Smith is aiming to stretch Walsall's unbeaten run to five games but will still be without injured skipper Darren Byfield who is nearing a return from a knee injury. Jason Price is available again after being ineligible to face parent club Carlisle.

Bournemouth are sweating on the fitness of left-back Rhoys Wiggins who has missed the last three games with a calf injury.

And new manager Lee Bradbury, who played with Smith at Sheffield Wednesday, is wary of the Saddlers' threat.

He said: "Dean was a very determined and hard-working player. He will have instilled that into his players.

"They have worked hard and have had some good results. They beat Bristol Rovers 6-1 and then won at Carlisle, which is not an easy place to win at. They have got their tails up at the moment but so have we.

"He is very professional and won't let anybody slack. That was the type of player he was and I'm sure he will make his players the same.
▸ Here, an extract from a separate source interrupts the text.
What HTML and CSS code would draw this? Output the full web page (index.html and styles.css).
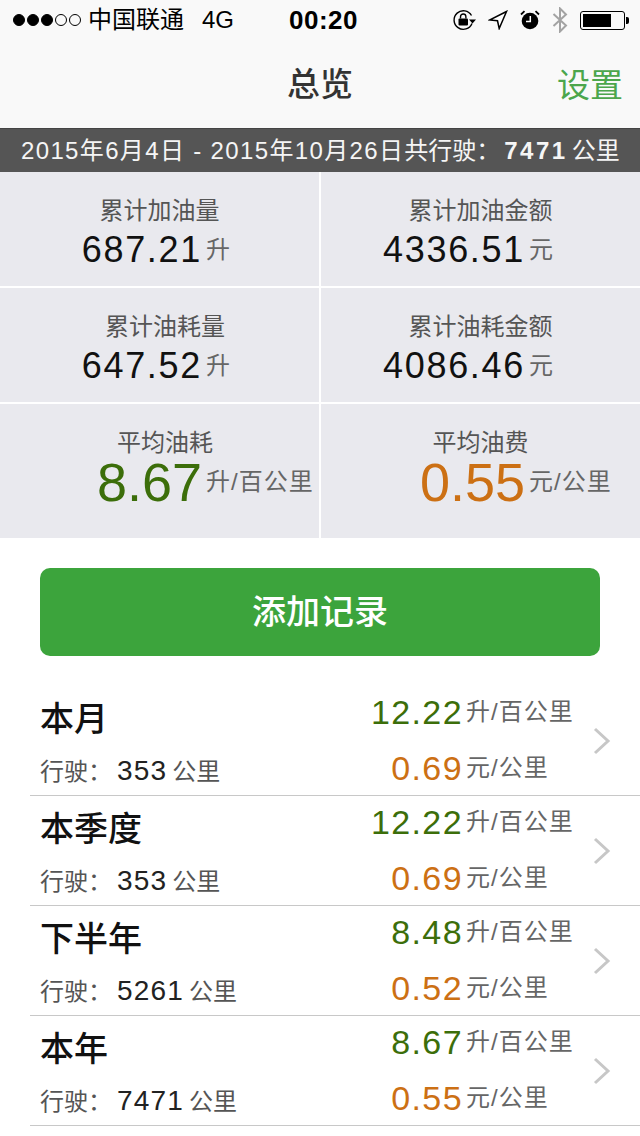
FILE: index.html

```html
<!DOCTYPE html>
<html lang="zh-CN">
<head>
    <meta charset="UTF-8">
    <meta name="viewport" content="width=device-width, initial-scale=1.0">
    <title>总览</title>
    <link rel="stylesheet" href="styles.css">
</head>
<body>
    <header class="topbar">
        <div class="status-bar">
            <div class="status-left">
                <span class="signal">
                    <i class="dot on"></i><i class="dot on"></i><i class="dot on"></i><i class="dot"></i><i class="dot"></i>
                </span>
                <span class="carrier">中国联通</span>
                <span class="network">4G</span>
            </div>
            <div class="clock">00:20</div>
            <div class="status-right">
                <svg width="24" height="22" viewBox="0 0 24 22">
                    <path d="M20 14.500A9.300 9.300 0 1 1 19.500 6.500" fill="none" stroke="#000" stroke-width="1.4"/>
                    <path d="M17 10.500h7l-3.500 4z" fill="#000"/>
                    <rect x="6.500" y="9.500" width="9.500" height="7" rx="1" fill="#000"/>
                    <path d="M8.500 9.500V7.700a2.700 2.700 0 0 1 5.400 0v1.800" fill="none" stroke="#000" stroke-width="1.400"/>
                </svg>
                <svg width="20" height="20" viewBox="0 0 20 20">
                    <path d="M18.500 1.500 1.500 10l8 .8 1.700 7.700z" fill="#fff" stroke="#000" stroke-width="1.500" stroke-linejoin="miter"/>
                </svg>
                <svg width="20" height="20" viewBox="0 0 20 20">
                    <circle cx="10" cy="11" r="8.300" fill="#000"/>
                    <path d="M10.300 6v5.500H6" fill="none" stroke="#fff" stroke-width="1.500"/>
                    <path d="M1 4.500 4.500 1.200M19 4.500 15.500 1.200" fill="none" stroke="#000" stroke-width="1.800"/>
                </svg>
                <svg width="16" height="26" viewBox="0 0 16 26">
                    <path d="M1.500 7 14 18.500 8 24.500V1.500l6 6L1.500 19" fill="none" stroke="#a3a3a3" stroke-width="2"/>
                </svg>
                <div class="battery"><div class="battery-body"><div class="battery-level" style="width: 73%"></div></div><div class="battery-cap"></div></div>
            </div>
        </div>
        <nav class="nav-bar">
            <h1>总览</h1>
            <a class="nav-action">设置</a>
        </nav>
    </header>

    <div class="summary">2015年6月4日 - 2015年10月26日<span class="plain">共行驶：</span><b>7471</b><span class="plain">公里</span></div>

    <section class="stats">
        <div class="stat"><div class="stat-label">累计加油量</div><div class="stat-value"><span class="num">687.21</span><span class="unit">升</span></div></div>
        <div class="stat"><div class="stat-label">累计加油金额</div><div class="stat-value"><span class="num">4336.51</span><span class="unit">元</span></div></div>
        <div class="stat"><div class="stat-label nudge">累计油耗量</div><div class="stat-value"><span class="num">647.52</span><span class="unit">升</span></div></div>
        <div class="stat"><div class="stat-label">累计油耗金额</div><div class="stat-value"><span class="num">4086.46</span><span class="unit">元</span></div></div>
        <div class="stat"><div class="stat-label nudge">平均油耗</div><div class="stat-value"><span class="num big green">8.67</span><span class="unit">升/百公里</span></div></div>
        <div class="stat"><div class="stat-label">平均油费</div><div class="stat-value"><span class="num big orange">0.55</span><span class="unit">元/公里</span></div></div>
    </section>

    <div class="action"><button type="button" class="add-btn">添加记录</button></div>

    <ul class="records">
        <li class="record">
            <div class="record-left"><div class="record-title">本月</div><div class="record-dist"><span class="dist-label">行驶：</span><span class="dist-num">353</span>公里</div></div>
            <div class="record-right">
                <span class="rate green">12.22</span><span class="rate-unit">升/百公里</span>
                <span class="rate orange">0.69</span><span class="rate-unit">元/公里</span>
            </div>
            <svg class="chevron" width="18" height="28" viewBox="0 0 18 28"><path d="M2 2l13 12L2 26" fill="none" stroke="#c7c7c7" stroke-width="3"/></svg>
        </li>
        <li class="record">
            <div class="record-left"><div class="record-title">本季度</div><div class="record-dist"><span class="dist-label">行驶：</span><span class="dist-num">353</span>公里</div></div>
            <div class="record-right">
                <span class="rate green">12.22</span><span class="rate-unit">升/百公里</span>
                <span class="rate orange">0.69</span><span class="rate-unit">元/公里</span>
            </div>
            <svg class="chevron" width="18" height="28" viewBox="0 0 18 28"><path d="M2 2l13 12L2 26" fill="none" stroke="#c7c7c7" stroke-width="3"/></svg>
        </li>
        <li class="record">
            <div class="record-left"><div class="record-title">下半年</div><div class="record-dist"><span class="dist-label">行驶：</span><span class="dist-num">5261</span>公里</div></div>
            <div class="record-right">
                <span class="rate green">8.48</span><span class="rate-unit">升/百公里</span>
                <span class="rate orange">0.52</span><span class="rate-unit">元/公里</span>
            </div>
            <svg class="chevron" width="18" height="28" viewBox="0 0 18 28"><path d="M2 2l13 12L2 26" fill="none" stroke="#c7c7c7" stroke-width="3"/></svg>
        </li>
        <li class="record">
            <div class="record-left"><div class="record-title">本年</div><div class="record-dist"><span class="dist-label">行驶：</span><span class="dist-num">7471</span>公里</div></div>
            <div class="record-right">
                <span class="rate green">8.67</span><span class="rate-unit">升/百公里</span>
                <span class="rate orange">0.55</span><span class="rate-unit">元/公里</span>
            </div>
            <svg class="chevron" width="18" height="28" viewBox="0 0 18 28"><path d="M2 2l13 12L2 26" fill="none" stroke="#c7c7c7" stroke-width="3"/></svg>
        </li>
    </ul>
</body>
</html>
```

FILE: styles.css

```css
* {
    box-sizing: border-box;
}
html, body {
    margin: 0;
    padding: 0;
}
body {
    width: 640px;
    height: 1136px;
    overflow: hidden;
    background: #fff;
    font-family: "Liberation Sans", "Noto Sans CJK SC", sans-serif;
    color: #555;
}

/* top */
.topbar {
    background: #f9f9f9;
    height: 128px;
}
.status-bar {
    height: 40px;
    display: grid;
    grid-template-columns: 1fr auto 1fr;
    align-items: center;
    padding: 0 11px 0 13px;
    color: #000;
}
.status-left {
    display: flex;
    align-items: center;
    font-size: 24px;
    line-height: 40px;
}
.signal {
    display: flex;
    gap: 2px;
    margin-right: 7px;
}
.dot {
    width: 12px;
    height: 12px;
    border-radius: 50%;
    border: 1px solid #000;
}
.dot.on {
    background: #000;
}
.network {
    margin-left: 18px;
}
.clock {
    font-size: 26px;
    font-weight: bold;
    letter-spacing: 0.5px;
    margin-left: 5px;
}
.status-right {
    display: flex;
    align-items: center;
    justify-content: flex-end;
    gap: 12px;
}
.battery {
    display: flex;
    align-items: center;
}
.battery-body {
    width: 45px;
    height: 19px;
    border: 1px solid #000;
    border-radius: 3px;
    padding: 2px;
}
.battery-level {
    height: 100%;
    background: #000;
}
.battery-cap {
    width: 3px;
    height: 7px;
    background: #000;
    border-radius: 0 2px 2px 0;
    margin-left: 1px;
}
.nav-bar {
    height: 88px;
    position: relative;
    display: flex;
    align-items: center;
    justify-content: center;
    padding-bottom: 4px;
}
.nav-bar h1 {
    margin: 0;
    font-size: 33px;
    font-weight: 500;
    color: #333;
}
.nav-action {
    position: absolute;
    right: 17px;
    top: 19px;
    font-size: 33px;
    color: #4ca64c;
}

.summary {
    height: 44px;
    background: #555;
    border-top: 1px solid #444;
    color: #f5f5f5;
    font-size: 24px;
    line-height: 43px;
    padding-left: 21px;
    letter-spacing: 1.35px;
    white-space: nowrap;
}
.summary .plain {
    letter-spacing: 0;
}
.summary b {
    margin: 0 4px 0 4px;
    letter-spacing: 2.5px;
}

/* stats */
.stats {
    display: grid;
    grid-template-columns: 1fr 1fr;
    gap: 2px;
    height: 366px;
    grid-template-rows: 114px 114px 134px;
}
.stat {
    background: #e9e9ee;
    text-align: center;
    padding-top: 24px;
}
.stat-label {
    font-size: 24px;
    line-height: 30px;
    color: #555;
}
.stat-label.nudge {
    padding-left: 11px;
}
.stat-value {
    display: grid;
    grid-template-columns: 202px 1fr;
    align-items: center;
    height: 48px;
    line-height: 48px;
    text-align: left;
}
.stat:nth-child(even) .stat-value {
    grid-template-columns: 204px 1fr;
}
.num {
    font-size: 36px;
    color: #111;
    letter-spacing: 1.7px;
    text-align: right;
}
.num.big {
    font-size: 54px;
    letter-spacing: 0;
}
.num.green {
    color: #3c6e0a;
}
.num.orange {
    color: #cc7014;
}
.unit {
    font-size: 24px;
    color: #666;
    margin-left: 4px;
    letter-spacing: 1px;
    white-space: nowrap;
}

.action {
    padding: 30px 40px;
}
.add-btn {
    display: block;
    width: 100%;
    height: 88px;
    border: none;
    border-radius: 10px;
    background: #3ca43c;
    color: #fff;
    font-family: inherit;
    font-size: 34px;
    font-weight: 500;
    padding: 0 0 6px;
}

/* records */
.records {
    list-style: none;
    margin: 0 0 0 30px;
    padding: 0;
}
.record {
    height: 110px;
    border-bottom: 1px solid #c8c8c8;
    display: flex;
    position: relative;
}
.record-left {
    padding-left: 10px;
    flex: 1;
}
.record-title {
    font-size: 34px;
    font-weight: 500;
    color: #111;
    line-height: 50px;
    margin-top: 8px;
}
.record-dist {
    font-size: 24px;
    color: #555;
    margin-top: 10px;
    line-height: 34px;
}
.dist-label {
    display: inline-block;
    width: 77px;
}
.dist-num {
    font-size: 28px;
    color: #222;
    letter-spacing: 1.2px;
    margin-right: 5px;
}
.record-right {
    display: grid;
    grid-template-columns: 1fr 114px;
    grid-template-rows: 40px 40px;
    row-gap: 16px;
    align-items: center;
    width: 230px;
    margin-right: 63px;
    padding-top: 6px;
    align-self: start;
}
.rate {
    font-size: 34px;
    letter-spacing: 1.4px;
    text-align: right;
    line-height: 40px;
}
.rate.green {
    color: #3c6e0a;
}
.rate.orange {
    color: #cc7014;
}
.rate-unit {
    font-size: 24px;
    color: #666;
    margin-left: 3px;
    letter-spacing: 1px;
    white-space: nowrap;
    line-height: 42px;
}
.chevron {
    position: absolute;
    right: 0;
    top: 41px;
    margin-right: 29px;
}
```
"It's different but they both bring different pressures. The pressure is on me to keep the team at the top of the table and for Dean it is to keep them in the division.

"I would rather have my job that's for sure."

Bradbury also made eight appearances, scoring once, for the Saddlers in 2004 when they were relegated from the Championship.

He added: "I went on loan initially from Portsmouth after a bad knee injury to get some fitness. I wasn't offered another contract and they ended up taking me permanently.

"They were struggling in Championship at the time we ended up going down. It was a disappointing three months for me.

"It is a good club, good fans and a good board behind them, so I'm sure they will be OK."